Dickson: Member outcomes are derived from a range of factors, including investment returns, contribution levels, costs and member engagement. Obtaining a balance across these factors should deliver good value to members. For example, if there is no member engagement will members save sufficiently? Does it constitute value for money if the member missed out on valuable employer contributions and tax incentives?

3. As IGCs start to get off the ground, what can we tell so far about their likely level of effectiveness? How does this fit into the wider DC governance debate?

Aston: Very little, given it is such early days. Independent governance committees in the major insurers have recruited a group of experienced and independent-minded professionals who should be able to make a significant contribution to governance, and they are currently working through how best they can add value for members. One of the first – and substantial – challenges is getting hold of the data they need to do the job.

Ultimately a challenging IGC could be beneficial for the provider as their reputation will be enhanced and their offering improved

Alan Morahan, Punter Southall

Morahan: It’s too early to make a judgment on the effectiveness or otherwise of IGCs. A lot will depend upon how seriously the providers have taken the appointment of members of their IGCs. If they have taken the approach that they want an IGC which will truly challenge the business for the good of the scheme members we could see some really positive outcomes.

And, ultimately a challenging IGC could be beneficial for the provider as their reputation will be enhanced and their offering improved. Where I would be concerned is if the establishment of an IGC has been viewed as a compliance box-ticking exercise and the robustness of challenge is not forthcoming. I’ve not seen evidence of this but it may be too soon to assess.

A formal review into the effectiveness of IGCs is not scheduled to take place until 2017 but I would hope we would see evidence of the benefit or otherwise of them before that.

Pemberthy: In some ways IGCs have a harder job than the trustees of an occupational scheme or mastertrust in that many of them have had a huge task in reviewing legacy schemes, and we anticipate that this has dominated their workload so far.

Also, GPP and stakeholder charges tend to be set at scheme level, therefore IGCs are overseeing a much wider variety of arrangements than many other governance bodies.

We look forward to the first reports from IGCs so we can better understand how they are addressing these challenges. However, we continue to anticipate that employer level governance committees will continue to play a strong role in influencing positively member outcomes.
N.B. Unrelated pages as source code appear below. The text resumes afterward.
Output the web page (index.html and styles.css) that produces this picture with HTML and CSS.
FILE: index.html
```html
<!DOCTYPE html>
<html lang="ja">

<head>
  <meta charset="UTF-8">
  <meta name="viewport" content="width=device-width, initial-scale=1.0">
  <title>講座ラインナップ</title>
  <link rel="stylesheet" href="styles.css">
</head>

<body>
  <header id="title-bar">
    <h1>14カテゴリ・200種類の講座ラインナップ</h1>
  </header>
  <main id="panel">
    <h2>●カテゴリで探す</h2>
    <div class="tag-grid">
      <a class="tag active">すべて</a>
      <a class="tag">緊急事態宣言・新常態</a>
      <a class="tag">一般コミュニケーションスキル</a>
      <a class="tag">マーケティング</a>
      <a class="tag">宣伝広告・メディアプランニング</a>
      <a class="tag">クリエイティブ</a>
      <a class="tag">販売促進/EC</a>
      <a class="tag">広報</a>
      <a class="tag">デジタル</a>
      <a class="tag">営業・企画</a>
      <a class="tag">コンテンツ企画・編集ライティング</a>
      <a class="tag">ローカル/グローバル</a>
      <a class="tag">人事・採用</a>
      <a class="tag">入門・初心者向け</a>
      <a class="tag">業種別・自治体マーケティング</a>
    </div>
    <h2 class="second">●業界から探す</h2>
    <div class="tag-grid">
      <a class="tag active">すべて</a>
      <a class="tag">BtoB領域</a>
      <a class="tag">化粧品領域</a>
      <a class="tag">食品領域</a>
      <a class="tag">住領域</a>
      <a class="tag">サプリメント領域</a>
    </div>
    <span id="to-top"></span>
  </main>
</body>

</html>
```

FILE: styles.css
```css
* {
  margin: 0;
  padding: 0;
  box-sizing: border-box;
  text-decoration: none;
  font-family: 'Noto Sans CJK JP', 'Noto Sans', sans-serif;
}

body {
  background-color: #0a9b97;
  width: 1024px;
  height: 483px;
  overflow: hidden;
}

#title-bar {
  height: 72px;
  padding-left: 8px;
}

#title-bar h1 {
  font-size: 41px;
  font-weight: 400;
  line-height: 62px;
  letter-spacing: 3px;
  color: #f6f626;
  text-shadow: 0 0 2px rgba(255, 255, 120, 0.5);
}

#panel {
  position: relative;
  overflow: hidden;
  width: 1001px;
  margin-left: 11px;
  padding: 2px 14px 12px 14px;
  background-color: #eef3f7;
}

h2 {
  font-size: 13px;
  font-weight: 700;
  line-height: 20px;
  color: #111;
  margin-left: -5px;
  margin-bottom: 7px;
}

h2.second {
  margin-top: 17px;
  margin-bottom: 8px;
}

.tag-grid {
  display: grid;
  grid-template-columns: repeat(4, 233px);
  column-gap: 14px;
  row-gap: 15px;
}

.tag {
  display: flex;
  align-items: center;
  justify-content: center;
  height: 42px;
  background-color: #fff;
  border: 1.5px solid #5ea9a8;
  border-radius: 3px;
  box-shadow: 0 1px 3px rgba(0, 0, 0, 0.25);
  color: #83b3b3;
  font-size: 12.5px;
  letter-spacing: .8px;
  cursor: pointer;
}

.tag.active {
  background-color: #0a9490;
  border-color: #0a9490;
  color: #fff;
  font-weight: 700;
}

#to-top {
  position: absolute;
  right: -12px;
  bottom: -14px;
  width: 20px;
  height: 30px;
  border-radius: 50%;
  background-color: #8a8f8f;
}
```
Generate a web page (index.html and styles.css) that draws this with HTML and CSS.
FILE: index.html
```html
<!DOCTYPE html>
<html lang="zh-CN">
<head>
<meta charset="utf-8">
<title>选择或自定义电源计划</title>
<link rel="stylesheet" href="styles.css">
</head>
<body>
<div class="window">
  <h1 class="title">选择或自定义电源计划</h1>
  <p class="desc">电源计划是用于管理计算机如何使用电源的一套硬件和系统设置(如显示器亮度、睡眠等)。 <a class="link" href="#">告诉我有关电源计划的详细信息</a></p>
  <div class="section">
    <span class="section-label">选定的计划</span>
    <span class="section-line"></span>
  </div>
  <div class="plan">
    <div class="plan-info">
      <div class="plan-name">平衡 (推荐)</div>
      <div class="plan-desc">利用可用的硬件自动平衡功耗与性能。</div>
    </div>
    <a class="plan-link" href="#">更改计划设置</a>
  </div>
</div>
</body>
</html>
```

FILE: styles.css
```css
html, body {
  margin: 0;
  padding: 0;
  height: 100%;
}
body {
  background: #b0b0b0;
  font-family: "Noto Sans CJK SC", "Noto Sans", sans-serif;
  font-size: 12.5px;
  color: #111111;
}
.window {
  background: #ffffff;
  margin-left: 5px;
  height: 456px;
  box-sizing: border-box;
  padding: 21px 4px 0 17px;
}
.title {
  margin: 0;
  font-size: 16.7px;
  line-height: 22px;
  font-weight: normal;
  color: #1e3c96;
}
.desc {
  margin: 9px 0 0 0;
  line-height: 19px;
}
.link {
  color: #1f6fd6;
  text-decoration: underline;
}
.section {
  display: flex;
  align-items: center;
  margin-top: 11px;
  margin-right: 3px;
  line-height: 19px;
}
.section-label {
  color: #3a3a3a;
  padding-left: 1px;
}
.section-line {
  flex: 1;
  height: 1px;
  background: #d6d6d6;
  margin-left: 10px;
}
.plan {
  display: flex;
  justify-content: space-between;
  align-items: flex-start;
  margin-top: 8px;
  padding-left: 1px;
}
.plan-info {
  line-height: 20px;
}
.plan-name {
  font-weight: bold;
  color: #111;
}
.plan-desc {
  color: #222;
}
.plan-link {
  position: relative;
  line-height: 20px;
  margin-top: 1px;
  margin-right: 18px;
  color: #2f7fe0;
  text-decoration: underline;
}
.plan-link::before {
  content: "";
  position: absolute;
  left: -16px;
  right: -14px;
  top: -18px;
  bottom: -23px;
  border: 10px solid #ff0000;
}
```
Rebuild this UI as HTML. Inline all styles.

Futcher: It is difficult to judge the likely level of effectiveness, not until there is a point of crisis and we see action can we really pass judgment. The providers haven’t yet been truly challenged by IGCs, which we have seen coming through in the independent VfM reviews by trustees – the focus has mainly been around implementing the Independent Project Board recommendations.

Many of the IGCs are dominated by the same independent trustees/specialists and this allows them to view the wider market and make more objective decisions as to what the priorities are – each IGC will have different challenges.

Ball: The million-dollar question is whether providers will listen to and act on an IGC’s concerns. At the moment it is too soon to call. Arguably, DC trustees are in a similar position. They do not always have the power to make changes that would improve a scheme’s value for money, as a lot may be dependent on the resources of the sponsoring employer(s) and the setup of their administration provider.

Charlton: It’s been good to see providers taking the job of recruiting IGC chairs and members seriously. It will now be interesting to see if IGCs will have the clout to force changes where they deem it appropriate. It will also be interesting to see how far each IGC thinks its remit might extend and how this might evolve in the years to come.

Dickson: The boards include many of our industry’s most experienced and knowledgeable pension and investment professionals. I’m confident that the oversight IGCs now have over contract-based DC schemes and their approach to determine and monitor ongoing value for money, will not only be to act in the interests of scheme members they are overseeing, but will also add value to the wider governance debate.

Trustees with DC fiduciary responsibilities will look closely at how IGCs develop their approach.

4. Are you expecting any significant pension announcements in the Autumn Statement?

Aston: No, now that Workie has been unveiled, the focus has shifted to the 2016 Budget and potential changes to the taxation of pensions. The majority view seems to be that a move to TEE would not bring enough benefit to justify the costs, but a shift to a single rate of tax relief – presented as matching – seems more likely.

It would not be surprising if there were an immediate clampdown on tax relief on November 25. It could be seen by some as a harsh result, but it cannot be ruled out

Helen Ball, Sackers

Morahan: Given the announcement by George Osborne that he will respond to the tax consultation fully in the 2016 Budget, I think it unlikely that there will be anything significant announced in the Autumn Statement. However, the use of the word ‘fully’ does give him scope to do some further tinkering so we will be listening with bated breath.

Pemberthy: We are not expecting any significant pension announcements, however, the size of the prize of the tax relief consultation may be too tempting for the chancellor to avoid mentioning it completely. There may also be an update on the Office of Tax Simplification review into the merger of income tax and national insurance, which may have a significant impact on salary sacrifice. Given recent history we will be tuning in with interest.

Futcher: Given the recent announcement by the government that the market needs time and space to adjust to the reforms currently underway and that they would delay further consideration with regard to defined ambition, collective benefits and automatic transfers, it seems unlikely there will be any significant pension announcements.

However, with the push back of the pension tax consultation announcement until March, it may be that we will see the removal of salary sacrifice back on the table.

Ball: As the chancellor has confirmed that the government will respond to the consultation on pensions tax relief in next year’s Budget, we are not expecting any major announcements. March 2016 may not be much of a reprieve but, given the pace of recent change it was still a welcome respite.

However, given the huge leap in pensions savings this tax year (which was kickstarted by the tax-relief consultation), it would not be surprising if there were an immediate clampdown on tax relief on November 25. It could be seen by some as a harsh result, but it cannot be ruled out.

Charlton: No, but I think I said the same last year…

Dickson: Given the breadth and regularity of pension policy changes and government intervention in recent years, let’s say I would be surprised if there were no changes announced. I am not, however, going to try to predict what the focus may be!